RECORDED INFORMATION:
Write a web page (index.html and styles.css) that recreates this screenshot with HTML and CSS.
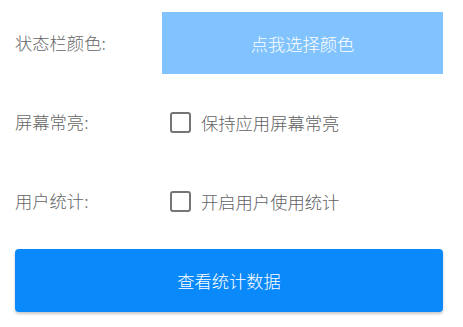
FILE: index.html
```html
<!DOCTYPE html>
<html lang="zh">
<head>
<meta charset="utf-8">
<link rel="stylesheet" href="styles.css">
</head>
<body>
<div class="page">
  <div class="row row-color">
    <div class="label">状态栏颜色:</div>
    <div class="color-btn">点我选择颜色</div>
  </div>
  <div class="row row-check first">
    <div class="label">屏幕常亮:</div>
    <div class="check"><span class="box"></span><span class="check-text">保持应用屏幕常亮</span></div>
  </div>
  <div class="row row-check second">
    <div class="label">用户统计:</div>
    <div class="check"><span class="box"></span><span class="check-text">开启用户使用统计</span></div>
  </div>
  <div class="main-btn">查看统计数据</div>
</div>
</body>
</html>
```

FILE: styles.css
```css
html, body {
  margin: 0;
  padding: 0;
  background: #ffffff;
}
body {
  font-family: "Noto Sans CJK SC", "Noto Sans", sans-serif;
  font-size: 17.3px;
  font-weight: 300;
  width: 463px;
  height: 327px;
  overflow: hidden;
}
.page {
  padding: 12px 20px 0 15px;
}
.row {
  display: flex;
  align-items: center;
}
.label {
  width: 147px;
  flex: none;
  color: #666666;
  line-height: 24px;
}
.color-btn {
  flex: 1;
  height: 62px;
  background: #80c3fe;
  color: #ffffff;
  display: flex;
  align-items: center;
  justify-content: center;
}
.row-check {
  height: 48px;
}
.row-check.first {
  margin-top: 24px;
}
.row-check.second {
  margin-top: 31px;
}
.check {
  display: flex;
  align-items: center;
  margin-left: 8px;
}
.box {
  width: 17px;
  height: 17px;
  border: 2.5px solid #757575;
  border-radius: 3px;
  flex: none;
}
.check-text {
  margin-left: 10px;
  color: #626262;
}
.main-btn {
  margin-top: 24px;
  height: 63px;
  background: #0a89fb;
  color: #ffffff;
  border-radius: 4px;
  box-shadow: 0 2px 3px rgba(0, 0, 0, 0.22);
  display: flex;
  align-items: center;
  justify-content: center;
}
```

TASK GOAL: Return each line of the data, keeping its wording exact and omitting pictures.

RESULT FOR THIS EXERCISE:
Write a web page (index.html and styles.css) that recreates this screenshot with HTML and CSS.
FILE: index.html
```html
<!DOCTYPE html>
<html lang="zh">
<head>
<meta charset="utf-8">
<link rel="stylesheet" href="styles.css">
</head>
<body>
<div class="page">
  <div class="row row-color">
    <div class="label">状态栏颜色:</div>
    <div class="color-btn">点我选择颜色</div>
  </div>
  <div class="row row-check first">
    <div class="label">屏幕常亮:</div>
    <div class="check"><span class="box"></span><span class="check-text">保持应用屏幕常亮</span></div>
  </div>
  <div class="row row-check second">
    <div class="label">用户统计:</div>
    <div class="check"><span class="box"></span><span class="check-text">开启用户使用统计</span></div>
  </div>
  <div class="main-btn">查看统计数据</div>
</div>
</body>
</html>
```

FILE: styles.css
```css
html, body {
  margin: 0;
  padding: 0;
  background: #ffffff;
}
body {
  font-family: "Noto Sans CJK SC", "Noto Sans", sans-serif;
  font-size: 17.3px;
  font-weight: 300;
  width: 463px;
  height: 327px;
  overflow: hidden;
}
.page {
  padding: 12px 20px 0 15px;
}
.row {
  display: flex;
  align-items: center;
}
.label {
  width: 147px;
  flex: none;
  color: #666666;
  line-height: 24px;
}
.color-btn {
  flex: 1;
  height: 62px;
  background: #80c3fe;
  color: #ffffff;
  display: flex;
  align-items: center;
  justify-content: center;
}
.row-check {
  height: 48px;
}
.row-check.first {
  margin-top: 24px;
}
.row-check.second {
  margin-top: 31px;
}
.check {
  display: flex;
  align-items: center;
  margin-left: 8px;
}
.box {
  width: 17px;
  height: 17px;
  border: 2.5px solid #757575;
  border-radius: 3px;
  flex: none;
}
.check-text {
  margin-left: 10px;
  color: #626262;
}
.main-btn {
  margin-top: 24px;
  height: 63px;
  background: #0a89fb;
  color: #ffffff;
  border-radius: 4px;
  box-shadow: 0 2px 3px rgba(0, 0, 0, 0.22);
  display: flex;
  align-items: center;
  justify-content: center;
}
```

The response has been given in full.